Looks like batch_count and locked_zone could be moved to the loop scope as well.
>
> Suggested-by: Vlastimil Babka <[email protected]>
> Signed-off-by: Johannes Weiner <[email protected]>
Reviewed-by: Vlastimil Babka <[email protected]>
> ---
> mm/page_alloc.c | 49 +++++++++++++++++++++----------------------------
> 1 file changed, 21 insertions(+), 28 deletions(-)
>
> diff --git a/mm/page_alloc.c b/mm/page_alloc.c
> index e3f1c777feed..9cad31de1bf5 100644
> --- a/mm/page_alloc.c
> +++ b/mm/page_alloc.c
> @@ -2408,48 +2408,41 @@ void free_unref_page_list(struct list_head *list)
> struct per_cpu_pages *pcp = NULL;
> struct zone *locked_zone = NULL;
> int batch_count = 0;
> - int migratetype;
> -
> - /* Prepare pages for freeing */
> - list_for_each_entry_safe(page, next, list, lru) {
> - unsigned long pfn = page_to_pfn(page);
>
> - if (!free_pages_prepare(page, 0, FPI_NONE)) {
> + list_for_each_entry_safe(page, next, list, lru)
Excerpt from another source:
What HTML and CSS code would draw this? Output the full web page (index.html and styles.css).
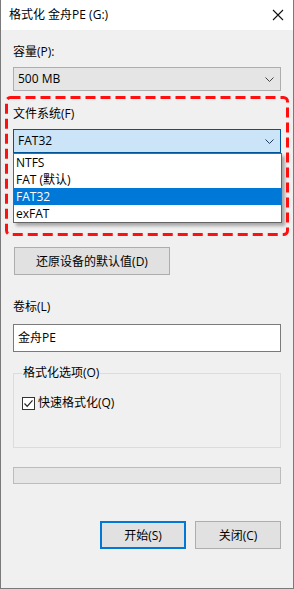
FILE: index.html
```html
<!DOCTYPE html>
<html>
<head>
  <meta charset="UTF-8">
  <title>格式化 金舟PE (G:)</title>
  <link rel="stylesheet" href="styles.css">
</head>
<body>

<div class="window">
  <!-- Title bar -->
  <div class="titlebar">
    <span class="title">格式化 金舟PE (G:)</span>
    <svg class="close" width="12" height="12" viewBox="0 0 12 12">
      <path d="M1 1 L11 11 M11 1 L1 11" stroke="#111" stroke-width="1.1" fill="none"/>
    </svg>
  </div>

  <div class="content">
    <div class="label label-first">容量(P):</div>
    <div class="combo">
      <span>500 MB</span>
      <svg class="chevron" width="9" height="5" viewBox="0 0 9 5"><path d="M0.5 0.5 L4.5 4.5 L8.5 0.5" stroke="#444" fill="none"/></svg>
    </div>

    <div class="fs">
      <div class="label">文件系统(F)</div>
      <div class="combo combo-open">
        <span>FAT32</span>
        <svg class="chevron" width="9" height="5" viewBox="0 0 9 5"><path d="M0.5 0.5 L4.5 4.5 L8.5 0.5" stroke="#1d3b5a" fill="none"/></svg>
      </div>
      <ul class="dropdown">
        <li>NTFS</li>
        <li>FAT (默认)</li>
        <li class="selected">FAT32</li>
        <li>exFAT</li>
      </ul>
      <svg class="highlight" width="285" height="141" viewBox="0 0 285 141">
        <rect x="1.5" y="1.5" width="281" height="137" rx="4" ry="4" fill="none" stroke="#ff1010" stroke-width="3" stroke-dasharray="10 5"/>
      </svg>
    </div>

    <button class="btn btn-restore">还原设备的默认值(D)</button>

    <div class="label label-volume">卷标(L)</div>
    <div class="textbox">金舟PE</div>

    <fieldset class="group">
      <legend>格式化选项(O)</legend>
      <div class="check">
        <span class="box">
          <svg width="11" height="11" viewBox="0 0 11 11"><path d="M1.5 5.5 L4.2 8.3 L9.5 2.3" stroke="#222" stroke-width="1.2" fill="none"/></svg>
        </span>
        <span>快速格式化(Q)</span>
      </div>
    </fieldset>

    <div class="progress"></div>

    <div class="actions">
      <button class="btn btn-primary">开始(S)</button>
      <button class="btn">关闭(C)</button>
    </div>
  </div>
</div>

</body>
</html>
```

FILE: styles.css
```css
* {
  box-sizing: border-box;
}

body {
  margin: 0;
  font-family: "Open Sans", "Noto Sans CJK SC", sans-serif;
  font-size: 12px;
  color: #000;
}

.window {
  width: 294px;
  height: 589px;
  background-color: #f0f0f0;
  border: 1px solid #7a7a7a;
  border-top: none;
}

/* Title bar */
.titlebar {
  height: 30px;
  background-color: #fff;
  display: flex;
  align-items: center;
  justify-content: space-between;
  padding: 0 9px 0 8px;
}

.title {
  font-size: 12px;
  line-height: 16px;
}

.close {
  display: block;
}

.content {
  padding: 0 12px;
}

.label {
  line-height: 16px;
  height: 16px;
}

.label-first {
  margin-top: 14px;
}

.label-volume {
  margin-top: 24px;
  margin-bottom: 9px;
}

/* Combo boxes */
.combo {
  height: 24px;
  margin-top: 7px;
  background-color: #e5e5e5;
  border: 1px solid #adadad;
  display: flex;
  align-items: center;
  justify-content: space-between;
  padding: 0 6px 0 4px;
  line-height: 16px;
}

.combo-open {
  background-color: #cce4f7;
  border-color: #005499;
}

.chevron {
  display: block;
}

.fs {
  position: relative;
  margin-top: 15px;
}

.dropdown {
  position: absolute;
  left: 0;
  top: 47px;
  width: 269px;
  margin: 0;
  padding: 0;
  list-style: none;
  background-color: #fff;
  border: 1px solid #646464;
  box-shadow: 3px 3px 3px rgba(0, 0, 0, 0.3);
  z-index: 2;
}

.dropdown li {
  height: 17px;
  line-height: 17px;
  padding-left: 2px;
}

.dropdown li.selected {
  background-color: #0078d7;
  color: #fff;
}

.highlight {
  position: absolute;
  left: -8px;
  top: -10px;
  z-index: 3;
}

/* Buttons */
.btn {
  font-family: inherit;
  font-size: 12px;
  color: #000;
  background-color: #e1e1e1;
  border: 1px solid #adadad;
  height: 28px;
  padding: 0;
}

.btn-restore {
  display: block;
  width: 156px;
  margin: 94px 0 0 1px;
}

.textbox {
  height: 28px;
  background-color: #fff;
  border: 1px solid #7a7a7a;
  padding: 0 4px;
  line-height: 26px;
}

/* Group box */
.group {
  margin: 13px 0 0;
  padding: 14px 8px 0;
  height: 83px;
  border: 1px solid #dcdcdc;
}

.group legend {
  padding: 0 1px;
  margin-left: 0;
  line-height: 16px;
}

.check {
  display: flex;
  align-items: center;
  gap: 3px;
  line-height: 16px;
}

.box {
  width: 13px;
  height: 13px;
  border: 1px solid #333;
  background-color: #fff;
  display: flex;
  align-items: center;
  justify-content: center;
}

.box svg {
  display: block;
}

.progress {
  height: 17px;
  margin-top: 19px;
  background-color: #e6e6e6;
  border: 1px solid #bcbcbc;
}

.actions {
  display: flex;
  justify-content: flex-end;
  gap: 9px;
  margin-top: 37px;
}

.actions .btn {
  width: 86px;
}

.btn-primary {
  border: 2px solid #0078d7;
}
```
> + if (!free_pages_prepare(page, 0, FPI_NONE))
> list_del(&page->lru);
> - continue;
> - }
> -
> - /*
> - * Free isolated pages directly to the allocator, see
> - * comment in free_unref_page.
> - */
> - migratetype = get_pfnblock_migratetype(page, pfn);
> - if (unlikely(is_migrate_isolate(migratetype))) {
> - list_del(&page->lru);
> - free_one_page(page_zone(page), page, pfn, 0, migratetype, FPI_NONE);
> - continue;
> - }
> - }
>
> list_for_each_entry_safe(page, next, list, lru) {
> unsigned long pfn = page_to_pfn(page);
> struct zone *zone = page_zone(page);
> + int migratetype;
>
> list_del(&page->lru);
> migratetype = get_pfnblock_migratetype(page, pfn);
>
> /*
> - * Either different zone requiring a different pcp lock or
> - * excessive lock hold times when freeing a large list of
> - * pages.
> + * Zone switch, batch complete, or non-pcp freeing?
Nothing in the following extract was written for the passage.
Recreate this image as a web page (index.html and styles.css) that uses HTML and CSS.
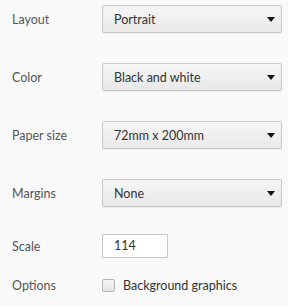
FILE: index.html
```html
<!DOCTYPE html>
<html>
<head>
    <title>Print settings</title>
    <link rel="stylesheet" href="styles.css">
</head>
<body>
    <div class="settings">
        <div class="row">
            <span class="label">Layout</span>
            <div class="select">Portrait<span class="arrow"></span></div>
        </div>
        <div class="row">
            <span class="label">Color</span>
            <div class="select">Black and white<span class="arrow"></span></div>
        </div>
        <div class="row">
            <span class="label">Paper size</span>
            <div class="select">72mm x 200mm<span class="arrow"></span></div>
        </div>
        <div class="row">
            <span class="label">Margins</span>
            <div class="select">None<span class="arrow"></span></div>
        </div>
        <div class="row row-scale">
            <span class="label">Scale</span>
            <div class="text-input">114</div>
        </div>
        <div class="row row-options">
            <span class="label">Options</span>
            <div class="check"><span class="box"></span>Background graphics</div>
        </div>
    </div>
</body>
</html>
```

FILE: styles.css
```css
body {
    margin: 0;
    background-color: #f9f9f9;
    font-family: Lato, 'Open Sans', sans-serif;
    font-size: 12.5px;
    color: #333;
}
.settings {
    padding: 5px 6px 0 12px;
}
.row {
    display: flex;
    align-items: center;
    height: 28px;
    margin-bottom: 30px;
}
.label {
    width: 90px;
    color: #555;
}
.select {
    flex: 1;
    height: 26px;
    display: flex;
    align-items: center;
    justify-content: space-between;
    padding: 0 6px 0 11px;
    border: 1px solid #c8c8c8;
    border-radius: 2px;
    background: linear-gradient(#f6f6f6, #e9e9e9);
    box-shadow: 0 1px 0 rgba(0, 0, 0, 0.04);
}
.arrow {
    width: 0;
    height: 0;
    border-left: 4px solid transparent;
    border-right: 4px solid transparent;
    border-top: 5px solid #111;
}
.row-scale {
    height: 24px;
    margin-top: -3px;
    margin-bottom: 20px;
}
.text-input {
    width: 53px;
    height: 22px;
    line-height: 22px;
    padding-left: 11px;
    background: #fff;
    border: 1px solid #c6c6c6;
    border-radius: 1px;
}
.row-options {
    height: 14px;
    margin-bottom: 0;
}
.check {
    display: flex;
    align-items: center;
}
.box {
    width: 11px;
    height: 11px;
    margin-right: 8px;
    border: 1px solid #b5b5b5;
    border-radius: 2px;
    background: linear-gradient(#f8f8f8, #e4e4e4);
}
```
> + * Drop the pcp lock and evaluate.
> */
> - if (zone != locked_zone || batch_count == SWAP_CLUSTER_MAX) {
> + if (unlikely(zone != locked_zone ||
> + batch_count == SWAP_CLUSTER_MAX ||
> + is_migrate_isolate(migratetype))) {
> if (pcp) {
> pcp_spin_unlock(pcp);
> pcp_trylock_finish(UP_flags);
> + locked_zone = NULL;
> }
>
> - batch_count = 0;
> + /*
> + * Free isolated pages directly to the
> + * allocator, see comment in free_unref_page.
> + */
> + if (is_migrate_isolate(migratetype)) {
> + free_one_page(zone, page, pfn, 0,
> + migratetype, FPI_NONE);
> + continue;
> + }
>
> /*
> * trylock is necessary as pages may be getting freed
> @@ -2459,12 +2452,12 @@ void free_unref_page_list(struct list_head *list)
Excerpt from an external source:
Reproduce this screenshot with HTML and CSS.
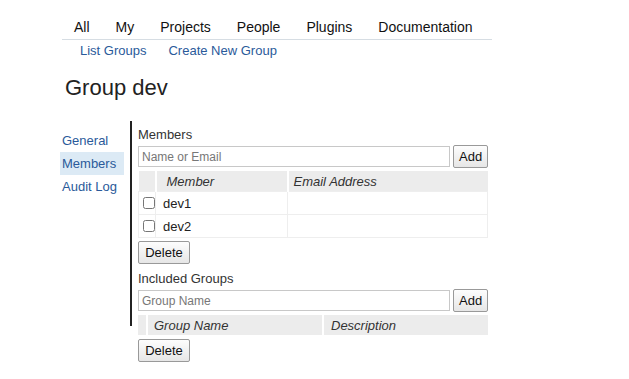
FILE: index.html
```html
<!DOCTYPE html>
<html lang="en">
<head>
    <meta charset="UTF-8">
    <title>Group dev</title>
    <link rel="stylesheet" href="styles.css">
</head>
<body>
    <!-- Top menu -->
    <div class="page">
        <div class="menu">
            <span>All</span>
            <span>My</span>
            <span>Projects</span>
            <span>People</span>
            <span>Plugins</span>
            <span>Documentation</span>
        </div>
        <div class="submenu">
            <a href="#">List Groups</a>
            <a href="#">Create New Group</a>
        </div>

        <div class="title">Group dev</div>

        <div class="layout">
            <!-- Side links -->
            <div class="side">
                <a href="#">General</a>
                <a href="#" class="active">Members</a>
                <a href="#">Audit Log</a>
            </div>
            <div class="divider"></div>

            <div class="main">
                <div class="label">Members</div>
                <div class="add-row">
                    <input type="text" placeholder="Name or Email">
                    <button>Add</button>
                </div>
                <table class="members">
                    <tr>
                        <th class="check"></th>
                        <th class="col-name">Member</th>
                        <th class="col-mail">Email Address</th>
                    </tr>
                    <tr>
                        <td class="check"><input type="checkbox"></td>
                        <td>dev1</td>
                        <td></td>
                    </tr>
                    <tr>
                        <td class="check"><input type="checkbox"></td>
                        <td>dev2</td>
                        <td></td>
                    </tr>
                </table>
                <button class="delete">Delete</button>

                <div class="label second">Included Groups</div>
                <div class="add-row">
                    <input type="text" placeholder="Group Name">
                    <button>Add</button>
                </div>
                <table class="groups">
                    <tr>
                        <th class="check small"></th>
                        <th class="col-group">Group Name</th>
                        <th>Description</th>
                    </tr>
                </table>
                <button class="delete last">Delete</button>
            </div>
        </div>
    </div>
</body>
</html>
```

FILE: styles.css
```css
body {
    margin: 0;
    padding: 0;
    background-color: white;
    color: #222;
    font-family: "Liberation Sans", Arial, sans-serif;
    font-size: 13px;
}

.page {
    padding-left: 62px;
}

/* Top menu */
.menu {
    box-sizing: border-box;
    width: 430px;
    display: flex;
    gap: 26px;
    padding: 17px 0 2px 12px;
    font-size: 14px;
    line-height: 20px;
    color: #111;
    border-bottom: 1px solid #d6dde3;
}

.submenu {
    display: flex;
    gap: 22px;
    padding: 1px 0 0 18px;
    line-height: 20px;
}

.submenu a,
.side a {
    color: #2a5a9a;
    text-decoration: none;
}

.title {
    font-size: 22px;
    color: #222;
    padding: 15px 0 0 3px;
    line-height: 24px;
}

.layout {
    display: flex;
    margin-top: 21px;
}

/* Side links */
.side {
    display: flex;
    flex-direction: column;
    width: 68px;
    padding-top: 8px;
}

.side a {
    padding: 2px 0;
    line-height: 19px;
    width: 62px;
}

.side a.active {
    background-color: #dceaf5;
    margin-left: -2px;
    padding-left: 2px;
}

.divider {
    width: 2px;
    height: 205px;
    background-color: #222;
}

.main {
    padding: 5px 0 0 6px;
    width: 350px;
}

.label {
    line-height: 17px;
    color: #333;
}

.label.second {
    margin-top: 6px;
}

.add-row {
    display: flex;
    align-items: center;
    gap: 3px;
    margin-top: 2px;
}

.add-row input {
    width: 312px;
    height: 21px;
    box-sizing: border-box;
    border: 1px solid #c8c8c8;
    font-family: inherit;
    font-size: 12px;
    padding: 0 3px;
    margin: 0;
}

.add-row input::placeholder {
    color: #777;
}

button {
    font-family: inherit;
    font-size: 13px;
    height: 23px;
    padding: 0 5px;
    border: 1px solid #999;
    border-radius: 2px;
    background: linear-gradient(#fdfdfd, #e6e6e6);
    color: #111;
}

.add-row button {
    width: 35px;
}

table {
    width: 350px;
    border-collapse: collapse;
    margin-top: 3px;
}

th {
    background-color: #ececec;
    font-weight: normal;
    font-style: italic;
    text-align: left;
    height: 20px;
    padding: 0 0 0 7px;
    border-left: 2px solid white;
    color: #333;
}

th:first-child {
    border-left: none;
}

th.col-name {
    width: 120px;
    padding-left: 10px;
}

th.col-mail {
    padding-left: 5px;
}

td {
    height: 22px;
    border: 1px solid #eee;
    padding: 0 0 0 7px;
}

td.check,
th.check {
    width: 12px;
    padding: 0 0 0 4px;
}

td.check input {
    margin: 3px 0 0 0;
    width: 12px;
    height: 12px;
}

th.small {
    width: 4px;
}

th.col-group {
    width: 168px;
    padding-left: 6px;
}

.delete {
    display: block;
    margin-top: 3px;
    width: 52px;
}

.delete.last {
    margin-top: 4px;
}
```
> pcp = pcp_spin_trylock(zone->per_cpu_pageset);
> if (unlikely(!pcp)) {
> pcp_trylock_finish(UP_flags);
> - free_one_page(zone, page, pfn,
> - 0, migratetype, FPI_NONE);
> - locked_zone = NULL;
> + free_one_page(zone, page, pfn, 0,
> + migratetype, FPI_NONE);
> continue;
> }
> locked_zone = zone;
> + batch_count = 0;
> }
>
> /*
Hello Vlastimil,
On Wed, Sep 13, 2023 at 11:33:52AM +0200, Vlastimil Babka wrote:
> On 9/12/23 16:50, Johannes Weiner wrote:
> > From 429d13322819ab38b3ba2fad6d1495997819ccc2 Mon Sep 17 00:00:00 2001
> > From: Johannes Weiner <[email protected]>
> > Date: Tue, 12 Sep 2023 10:16:10 -0400
> > Subject: [PATCH] mm: page_alloc: optimize free_unref_page_list()
> >
> > Move direct freeing of isolated pages to the lock-breaking block in
> > the second loop. This saves an unnecessary migratetype reassessment.
> >
> > Minor comment and local variable scoping cleanups.
>
> Looks like batch_count and locked_zone could be moved to the loop scope as well.
Hm they both maintain values over multiple iterations, so I don't
think that's possible. Am I missing something?
> > Suggested-by: Vlastimil Babka <[email protected]>
> > Signed-off-by: Johannes Weiner <[email protected]>
>
> Reviewed-by: Vlastimil Babka <[email protected]>
Thanks! I'll send this out properly with your tag.